- [Work to be completed]
Show all lines that include the string "with"; copy each one.

- [Entries supplied]
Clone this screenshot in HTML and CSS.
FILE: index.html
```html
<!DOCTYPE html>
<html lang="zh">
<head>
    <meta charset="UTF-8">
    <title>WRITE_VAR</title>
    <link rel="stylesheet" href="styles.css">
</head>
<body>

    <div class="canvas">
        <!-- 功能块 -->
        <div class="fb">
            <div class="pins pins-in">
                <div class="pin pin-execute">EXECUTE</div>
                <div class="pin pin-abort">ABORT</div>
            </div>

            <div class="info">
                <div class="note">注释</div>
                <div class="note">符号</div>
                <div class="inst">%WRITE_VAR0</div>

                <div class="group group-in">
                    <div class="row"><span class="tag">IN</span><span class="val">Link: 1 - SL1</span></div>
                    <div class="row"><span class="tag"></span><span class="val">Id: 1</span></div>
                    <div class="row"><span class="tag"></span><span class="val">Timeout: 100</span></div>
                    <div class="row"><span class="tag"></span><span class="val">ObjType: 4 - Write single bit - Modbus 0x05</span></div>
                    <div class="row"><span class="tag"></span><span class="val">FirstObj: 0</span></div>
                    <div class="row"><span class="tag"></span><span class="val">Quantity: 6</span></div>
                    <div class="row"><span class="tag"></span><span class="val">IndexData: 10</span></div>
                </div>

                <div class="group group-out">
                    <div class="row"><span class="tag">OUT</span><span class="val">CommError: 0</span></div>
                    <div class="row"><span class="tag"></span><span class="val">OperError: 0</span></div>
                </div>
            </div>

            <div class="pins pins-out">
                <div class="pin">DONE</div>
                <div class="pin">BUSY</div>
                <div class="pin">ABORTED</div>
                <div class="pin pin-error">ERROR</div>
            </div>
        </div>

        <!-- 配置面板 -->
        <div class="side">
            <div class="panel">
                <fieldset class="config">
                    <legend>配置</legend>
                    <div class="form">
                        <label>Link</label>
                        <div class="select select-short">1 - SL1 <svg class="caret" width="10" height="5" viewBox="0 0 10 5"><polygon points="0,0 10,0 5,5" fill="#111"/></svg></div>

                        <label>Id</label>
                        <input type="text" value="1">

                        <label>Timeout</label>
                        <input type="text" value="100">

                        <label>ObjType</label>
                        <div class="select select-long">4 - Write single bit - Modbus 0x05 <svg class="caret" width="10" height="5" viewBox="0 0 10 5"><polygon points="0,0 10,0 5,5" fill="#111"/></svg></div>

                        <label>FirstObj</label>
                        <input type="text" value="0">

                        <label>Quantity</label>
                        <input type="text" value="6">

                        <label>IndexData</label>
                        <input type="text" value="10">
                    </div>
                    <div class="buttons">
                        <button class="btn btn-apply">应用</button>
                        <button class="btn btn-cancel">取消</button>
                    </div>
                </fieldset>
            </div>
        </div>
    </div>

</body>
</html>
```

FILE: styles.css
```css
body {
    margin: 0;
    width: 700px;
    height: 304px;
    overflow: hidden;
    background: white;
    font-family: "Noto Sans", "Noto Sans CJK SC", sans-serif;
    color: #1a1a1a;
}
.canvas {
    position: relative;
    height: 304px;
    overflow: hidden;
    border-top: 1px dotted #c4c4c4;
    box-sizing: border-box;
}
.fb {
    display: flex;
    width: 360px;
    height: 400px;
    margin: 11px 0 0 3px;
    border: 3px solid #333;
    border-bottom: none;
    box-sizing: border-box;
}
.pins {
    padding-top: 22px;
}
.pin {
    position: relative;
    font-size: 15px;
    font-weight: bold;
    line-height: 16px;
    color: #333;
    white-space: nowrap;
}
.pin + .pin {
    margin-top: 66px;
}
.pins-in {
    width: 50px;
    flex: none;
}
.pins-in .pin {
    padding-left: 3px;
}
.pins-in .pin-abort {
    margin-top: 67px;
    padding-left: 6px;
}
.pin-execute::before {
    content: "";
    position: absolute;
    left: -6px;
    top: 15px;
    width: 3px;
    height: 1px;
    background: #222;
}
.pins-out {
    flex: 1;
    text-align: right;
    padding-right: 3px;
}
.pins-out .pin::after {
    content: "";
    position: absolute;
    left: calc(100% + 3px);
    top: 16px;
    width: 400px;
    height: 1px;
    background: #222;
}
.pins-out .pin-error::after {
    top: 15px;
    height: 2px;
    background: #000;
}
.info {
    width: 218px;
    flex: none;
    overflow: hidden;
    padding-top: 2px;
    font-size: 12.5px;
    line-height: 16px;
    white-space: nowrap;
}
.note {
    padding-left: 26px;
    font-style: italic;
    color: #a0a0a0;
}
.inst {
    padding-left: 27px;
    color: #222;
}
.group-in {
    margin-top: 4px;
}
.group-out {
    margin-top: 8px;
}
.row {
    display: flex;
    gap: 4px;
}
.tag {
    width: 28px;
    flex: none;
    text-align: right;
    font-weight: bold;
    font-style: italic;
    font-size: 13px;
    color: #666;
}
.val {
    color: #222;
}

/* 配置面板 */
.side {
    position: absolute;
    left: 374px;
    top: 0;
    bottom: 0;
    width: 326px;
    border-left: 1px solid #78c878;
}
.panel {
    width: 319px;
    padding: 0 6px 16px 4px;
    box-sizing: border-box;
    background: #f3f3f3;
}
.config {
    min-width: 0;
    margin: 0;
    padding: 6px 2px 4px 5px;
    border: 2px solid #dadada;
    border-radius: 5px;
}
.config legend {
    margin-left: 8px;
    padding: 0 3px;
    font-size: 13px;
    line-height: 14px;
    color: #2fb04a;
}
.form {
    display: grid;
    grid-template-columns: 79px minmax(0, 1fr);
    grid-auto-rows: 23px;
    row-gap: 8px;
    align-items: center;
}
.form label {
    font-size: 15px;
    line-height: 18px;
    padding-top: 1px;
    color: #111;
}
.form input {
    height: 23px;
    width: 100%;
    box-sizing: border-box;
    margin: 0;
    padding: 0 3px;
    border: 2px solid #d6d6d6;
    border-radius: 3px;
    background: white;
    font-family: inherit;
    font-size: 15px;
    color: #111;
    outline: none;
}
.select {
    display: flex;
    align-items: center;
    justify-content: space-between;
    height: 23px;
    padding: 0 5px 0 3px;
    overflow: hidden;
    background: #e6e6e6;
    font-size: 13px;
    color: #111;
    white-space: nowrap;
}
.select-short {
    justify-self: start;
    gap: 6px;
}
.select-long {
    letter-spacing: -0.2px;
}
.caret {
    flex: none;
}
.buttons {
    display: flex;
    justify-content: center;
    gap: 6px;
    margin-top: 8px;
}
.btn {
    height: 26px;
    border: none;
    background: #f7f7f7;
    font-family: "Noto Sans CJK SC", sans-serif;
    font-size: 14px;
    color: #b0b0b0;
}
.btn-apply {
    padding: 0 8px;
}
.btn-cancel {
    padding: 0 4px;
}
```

---

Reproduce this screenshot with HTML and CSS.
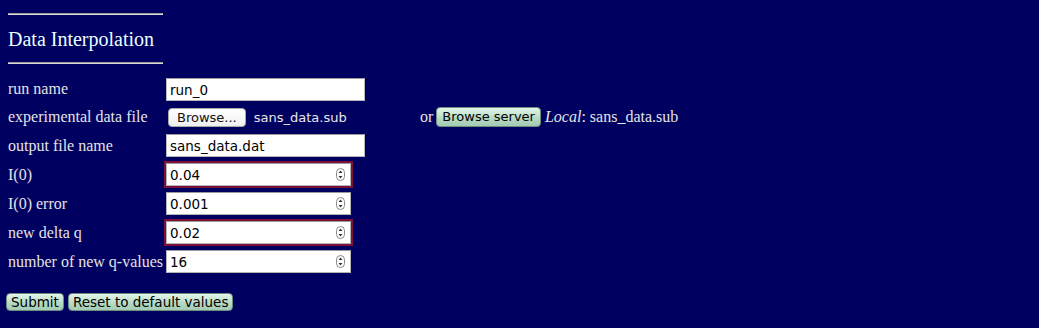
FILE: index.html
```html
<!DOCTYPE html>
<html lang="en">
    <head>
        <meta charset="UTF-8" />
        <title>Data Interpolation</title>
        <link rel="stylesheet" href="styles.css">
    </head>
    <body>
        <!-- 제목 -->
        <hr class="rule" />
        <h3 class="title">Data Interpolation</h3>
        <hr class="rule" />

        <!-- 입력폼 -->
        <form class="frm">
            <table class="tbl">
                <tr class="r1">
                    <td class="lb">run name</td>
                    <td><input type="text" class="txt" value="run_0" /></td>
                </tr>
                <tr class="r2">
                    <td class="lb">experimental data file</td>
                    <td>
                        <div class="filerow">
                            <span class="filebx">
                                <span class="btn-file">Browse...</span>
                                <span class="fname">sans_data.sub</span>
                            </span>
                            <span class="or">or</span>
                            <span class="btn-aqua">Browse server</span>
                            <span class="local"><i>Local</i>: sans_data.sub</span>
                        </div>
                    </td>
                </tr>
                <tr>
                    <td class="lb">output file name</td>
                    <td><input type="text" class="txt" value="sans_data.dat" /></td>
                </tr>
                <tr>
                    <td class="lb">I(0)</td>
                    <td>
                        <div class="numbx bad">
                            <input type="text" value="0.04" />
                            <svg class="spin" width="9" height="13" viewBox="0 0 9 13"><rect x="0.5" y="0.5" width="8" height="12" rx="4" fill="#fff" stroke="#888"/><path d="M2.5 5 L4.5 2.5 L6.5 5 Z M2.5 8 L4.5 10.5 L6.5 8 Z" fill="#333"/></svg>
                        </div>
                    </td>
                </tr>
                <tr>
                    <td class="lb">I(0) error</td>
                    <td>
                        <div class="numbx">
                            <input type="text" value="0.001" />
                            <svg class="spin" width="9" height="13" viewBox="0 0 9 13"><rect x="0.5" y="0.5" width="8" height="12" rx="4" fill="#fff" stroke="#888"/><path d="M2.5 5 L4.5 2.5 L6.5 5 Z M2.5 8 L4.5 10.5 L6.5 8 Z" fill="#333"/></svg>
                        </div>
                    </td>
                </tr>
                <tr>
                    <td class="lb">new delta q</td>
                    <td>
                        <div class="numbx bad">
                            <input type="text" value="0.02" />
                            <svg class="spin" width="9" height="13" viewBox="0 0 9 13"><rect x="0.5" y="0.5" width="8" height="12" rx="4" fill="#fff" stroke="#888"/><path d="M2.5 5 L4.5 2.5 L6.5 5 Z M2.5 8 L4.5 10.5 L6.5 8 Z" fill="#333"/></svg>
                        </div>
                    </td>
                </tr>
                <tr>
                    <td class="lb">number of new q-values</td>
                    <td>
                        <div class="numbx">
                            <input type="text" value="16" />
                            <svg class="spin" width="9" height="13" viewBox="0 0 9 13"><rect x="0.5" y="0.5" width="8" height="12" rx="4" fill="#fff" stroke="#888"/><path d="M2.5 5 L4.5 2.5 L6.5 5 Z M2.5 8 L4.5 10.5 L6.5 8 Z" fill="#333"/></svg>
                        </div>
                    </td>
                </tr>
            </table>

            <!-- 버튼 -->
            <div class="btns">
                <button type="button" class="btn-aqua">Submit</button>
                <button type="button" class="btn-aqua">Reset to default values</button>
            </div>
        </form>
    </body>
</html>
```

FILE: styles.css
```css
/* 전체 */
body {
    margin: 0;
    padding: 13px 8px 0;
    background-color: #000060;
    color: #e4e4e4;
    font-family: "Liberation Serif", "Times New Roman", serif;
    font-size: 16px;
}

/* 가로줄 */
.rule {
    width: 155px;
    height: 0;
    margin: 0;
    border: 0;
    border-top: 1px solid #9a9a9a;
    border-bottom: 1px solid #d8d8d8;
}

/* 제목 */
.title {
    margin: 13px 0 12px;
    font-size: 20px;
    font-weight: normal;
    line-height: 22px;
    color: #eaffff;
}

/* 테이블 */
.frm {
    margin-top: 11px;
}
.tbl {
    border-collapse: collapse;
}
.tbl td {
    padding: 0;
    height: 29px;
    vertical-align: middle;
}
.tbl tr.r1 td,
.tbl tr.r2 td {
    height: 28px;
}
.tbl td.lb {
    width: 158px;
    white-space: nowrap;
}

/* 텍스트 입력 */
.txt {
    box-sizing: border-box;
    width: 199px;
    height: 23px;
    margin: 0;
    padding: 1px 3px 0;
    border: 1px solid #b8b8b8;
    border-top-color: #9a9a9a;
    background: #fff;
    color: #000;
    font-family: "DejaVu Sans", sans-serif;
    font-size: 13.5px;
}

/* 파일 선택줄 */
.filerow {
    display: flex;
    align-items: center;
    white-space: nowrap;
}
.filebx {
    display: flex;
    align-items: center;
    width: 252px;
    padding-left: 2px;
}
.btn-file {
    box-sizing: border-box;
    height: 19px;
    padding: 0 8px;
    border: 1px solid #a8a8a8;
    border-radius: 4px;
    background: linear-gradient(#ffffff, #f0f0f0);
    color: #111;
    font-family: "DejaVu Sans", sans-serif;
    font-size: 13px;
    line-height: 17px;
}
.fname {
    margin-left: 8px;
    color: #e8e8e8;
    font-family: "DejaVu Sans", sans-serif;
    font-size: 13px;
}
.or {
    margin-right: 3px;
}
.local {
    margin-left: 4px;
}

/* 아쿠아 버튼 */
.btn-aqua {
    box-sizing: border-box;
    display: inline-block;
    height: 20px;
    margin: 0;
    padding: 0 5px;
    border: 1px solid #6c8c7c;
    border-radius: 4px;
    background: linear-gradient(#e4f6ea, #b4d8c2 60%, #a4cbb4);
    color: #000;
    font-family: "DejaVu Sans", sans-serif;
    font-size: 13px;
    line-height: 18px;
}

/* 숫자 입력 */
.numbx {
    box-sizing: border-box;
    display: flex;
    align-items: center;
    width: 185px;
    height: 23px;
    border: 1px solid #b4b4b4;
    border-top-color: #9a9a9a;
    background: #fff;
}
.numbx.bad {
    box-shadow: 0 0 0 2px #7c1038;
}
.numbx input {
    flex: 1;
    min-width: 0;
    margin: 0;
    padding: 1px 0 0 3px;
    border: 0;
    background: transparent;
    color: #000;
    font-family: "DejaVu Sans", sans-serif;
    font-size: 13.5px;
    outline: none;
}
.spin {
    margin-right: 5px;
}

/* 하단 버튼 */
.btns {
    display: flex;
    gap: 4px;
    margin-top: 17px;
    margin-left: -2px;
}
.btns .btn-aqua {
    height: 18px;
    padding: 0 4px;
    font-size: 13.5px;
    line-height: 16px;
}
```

---

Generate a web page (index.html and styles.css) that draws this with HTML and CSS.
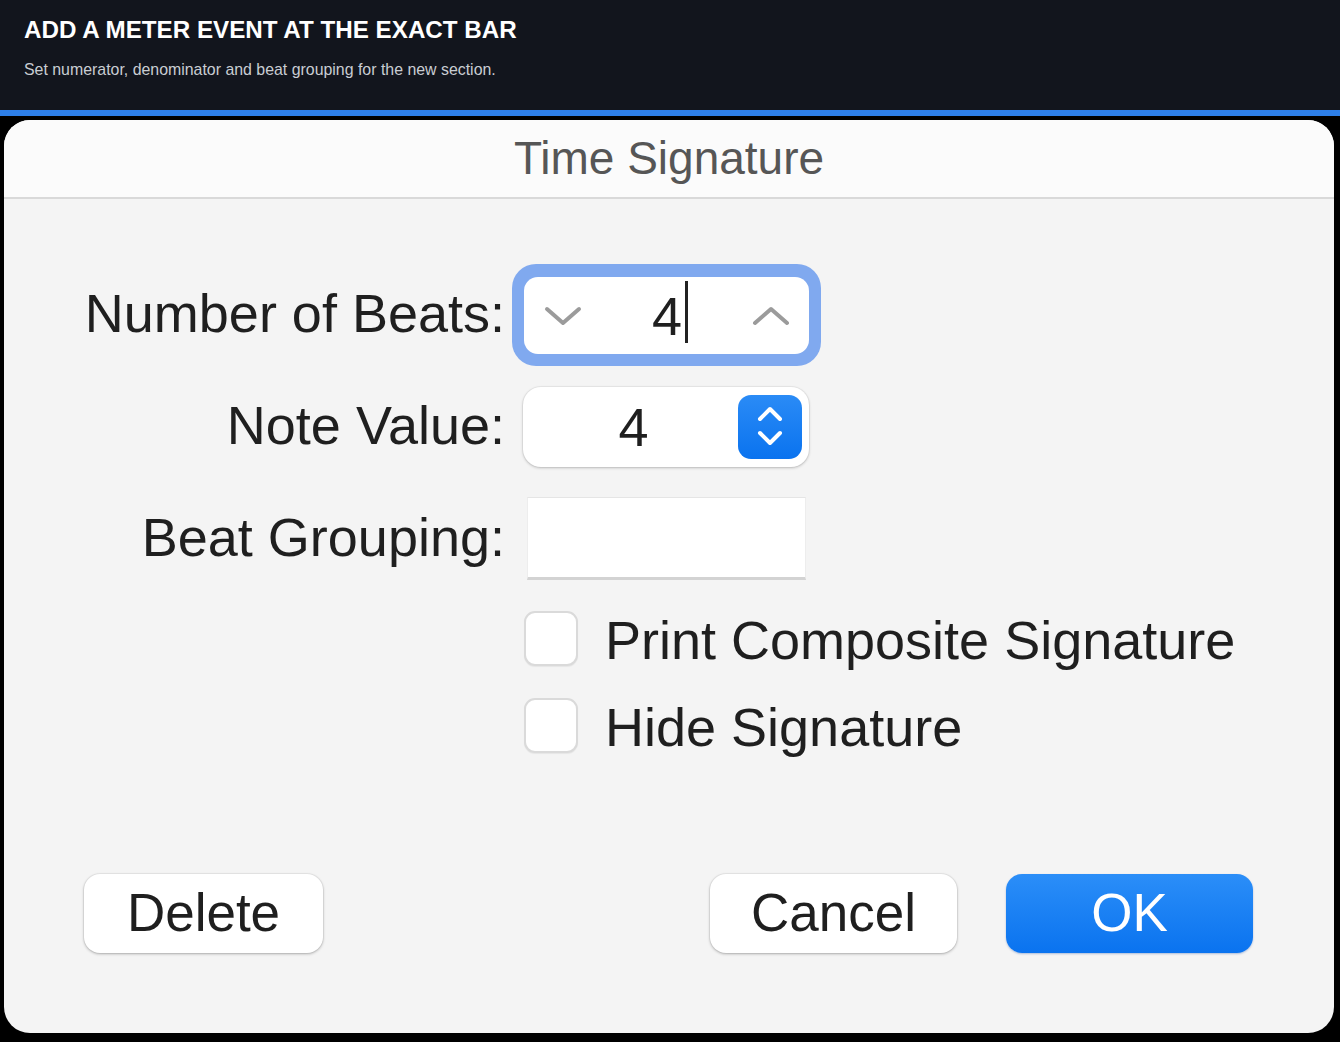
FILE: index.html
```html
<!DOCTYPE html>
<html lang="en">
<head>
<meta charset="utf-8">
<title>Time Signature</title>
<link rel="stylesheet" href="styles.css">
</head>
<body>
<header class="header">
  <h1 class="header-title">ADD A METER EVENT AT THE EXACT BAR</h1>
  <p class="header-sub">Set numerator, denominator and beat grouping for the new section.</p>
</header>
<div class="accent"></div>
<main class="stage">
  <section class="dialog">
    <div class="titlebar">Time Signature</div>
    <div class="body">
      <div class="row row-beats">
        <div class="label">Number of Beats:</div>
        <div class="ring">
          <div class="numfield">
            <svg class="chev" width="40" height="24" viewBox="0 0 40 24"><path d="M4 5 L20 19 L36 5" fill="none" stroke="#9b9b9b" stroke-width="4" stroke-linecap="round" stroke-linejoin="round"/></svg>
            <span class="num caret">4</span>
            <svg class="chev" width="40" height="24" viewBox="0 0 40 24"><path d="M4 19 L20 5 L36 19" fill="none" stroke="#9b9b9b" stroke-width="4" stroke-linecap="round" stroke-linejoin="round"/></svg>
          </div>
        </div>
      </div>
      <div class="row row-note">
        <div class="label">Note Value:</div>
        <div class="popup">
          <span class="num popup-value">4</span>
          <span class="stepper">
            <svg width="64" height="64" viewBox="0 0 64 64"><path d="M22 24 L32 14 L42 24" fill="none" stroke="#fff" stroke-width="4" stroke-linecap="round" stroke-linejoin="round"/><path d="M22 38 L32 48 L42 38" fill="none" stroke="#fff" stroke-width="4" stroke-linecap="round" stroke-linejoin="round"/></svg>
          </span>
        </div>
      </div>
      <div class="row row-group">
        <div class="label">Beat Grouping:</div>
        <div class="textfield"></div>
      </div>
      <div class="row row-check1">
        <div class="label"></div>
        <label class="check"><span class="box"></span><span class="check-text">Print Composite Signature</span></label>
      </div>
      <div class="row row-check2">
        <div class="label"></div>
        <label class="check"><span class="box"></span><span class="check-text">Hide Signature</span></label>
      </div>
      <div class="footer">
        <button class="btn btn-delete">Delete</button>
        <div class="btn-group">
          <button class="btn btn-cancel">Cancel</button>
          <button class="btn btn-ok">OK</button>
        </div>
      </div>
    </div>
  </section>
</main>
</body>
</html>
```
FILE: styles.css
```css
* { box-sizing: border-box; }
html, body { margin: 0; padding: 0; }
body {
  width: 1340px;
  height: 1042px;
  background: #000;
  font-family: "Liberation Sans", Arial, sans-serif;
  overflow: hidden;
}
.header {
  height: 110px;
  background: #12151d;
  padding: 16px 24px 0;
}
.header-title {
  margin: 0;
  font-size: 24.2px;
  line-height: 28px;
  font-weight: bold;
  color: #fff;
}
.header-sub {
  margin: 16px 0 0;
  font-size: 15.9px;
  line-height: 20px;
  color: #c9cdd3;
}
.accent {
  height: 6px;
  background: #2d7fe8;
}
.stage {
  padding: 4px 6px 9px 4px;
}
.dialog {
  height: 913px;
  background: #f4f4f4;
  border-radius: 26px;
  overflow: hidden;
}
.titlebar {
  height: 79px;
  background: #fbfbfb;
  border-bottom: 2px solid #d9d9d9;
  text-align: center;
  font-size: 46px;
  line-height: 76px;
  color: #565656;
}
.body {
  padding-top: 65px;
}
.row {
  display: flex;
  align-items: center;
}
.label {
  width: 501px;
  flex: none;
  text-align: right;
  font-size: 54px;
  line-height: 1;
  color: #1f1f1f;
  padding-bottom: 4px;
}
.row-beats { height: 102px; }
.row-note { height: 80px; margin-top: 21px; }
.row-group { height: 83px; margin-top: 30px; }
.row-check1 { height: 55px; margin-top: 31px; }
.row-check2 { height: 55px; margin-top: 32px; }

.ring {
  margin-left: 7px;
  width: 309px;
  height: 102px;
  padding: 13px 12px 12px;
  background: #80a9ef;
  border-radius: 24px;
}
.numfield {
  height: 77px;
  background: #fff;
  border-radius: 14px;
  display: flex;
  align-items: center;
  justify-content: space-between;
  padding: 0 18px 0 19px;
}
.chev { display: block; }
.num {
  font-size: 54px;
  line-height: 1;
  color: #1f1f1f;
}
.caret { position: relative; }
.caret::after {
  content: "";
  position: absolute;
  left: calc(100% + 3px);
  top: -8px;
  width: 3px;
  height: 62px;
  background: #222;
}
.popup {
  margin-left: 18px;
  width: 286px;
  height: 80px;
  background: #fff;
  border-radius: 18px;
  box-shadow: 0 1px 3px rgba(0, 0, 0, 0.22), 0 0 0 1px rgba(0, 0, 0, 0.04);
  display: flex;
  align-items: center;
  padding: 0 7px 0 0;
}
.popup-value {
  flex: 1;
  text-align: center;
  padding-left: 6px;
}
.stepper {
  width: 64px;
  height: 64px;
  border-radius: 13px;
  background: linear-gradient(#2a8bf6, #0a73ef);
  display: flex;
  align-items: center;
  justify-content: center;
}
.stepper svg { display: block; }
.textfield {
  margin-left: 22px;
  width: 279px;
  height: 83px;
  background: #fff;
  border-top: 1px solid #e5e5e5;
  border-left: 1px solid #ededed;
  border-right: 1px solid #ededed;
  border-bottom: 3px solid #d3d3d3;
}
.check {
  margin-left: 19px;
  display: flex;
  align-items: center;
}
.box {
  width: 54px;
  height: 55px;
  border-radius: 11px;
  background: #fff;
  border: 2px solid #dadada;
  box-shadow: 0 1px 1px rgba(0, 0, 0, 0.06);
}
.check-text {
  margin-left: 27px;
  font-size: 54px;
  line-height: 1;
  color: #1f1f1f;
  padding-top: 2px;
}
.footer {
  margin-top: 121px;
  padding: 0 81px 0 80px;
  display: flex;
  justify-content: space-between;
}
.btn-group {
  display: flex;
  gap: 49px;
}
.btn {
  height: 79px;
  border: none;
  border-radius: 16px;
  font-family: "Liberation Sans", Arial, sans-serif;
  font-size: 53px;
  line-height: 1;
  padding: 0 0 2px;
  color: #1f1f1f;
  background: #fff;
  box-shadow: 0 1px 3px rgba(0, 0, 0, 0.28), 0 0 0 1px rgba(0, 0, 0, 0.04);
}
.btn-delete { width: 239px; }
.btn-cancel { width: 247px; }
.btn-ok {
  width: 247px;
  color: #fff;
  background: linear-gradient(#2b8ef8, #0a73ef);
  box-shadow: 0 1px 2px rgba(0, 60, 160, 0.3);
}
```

- [Right answer]
Reproduce this screenshot with HTML and CSS.
Generate a web page (index.html and styles.css) that draws this with HTML and CSS.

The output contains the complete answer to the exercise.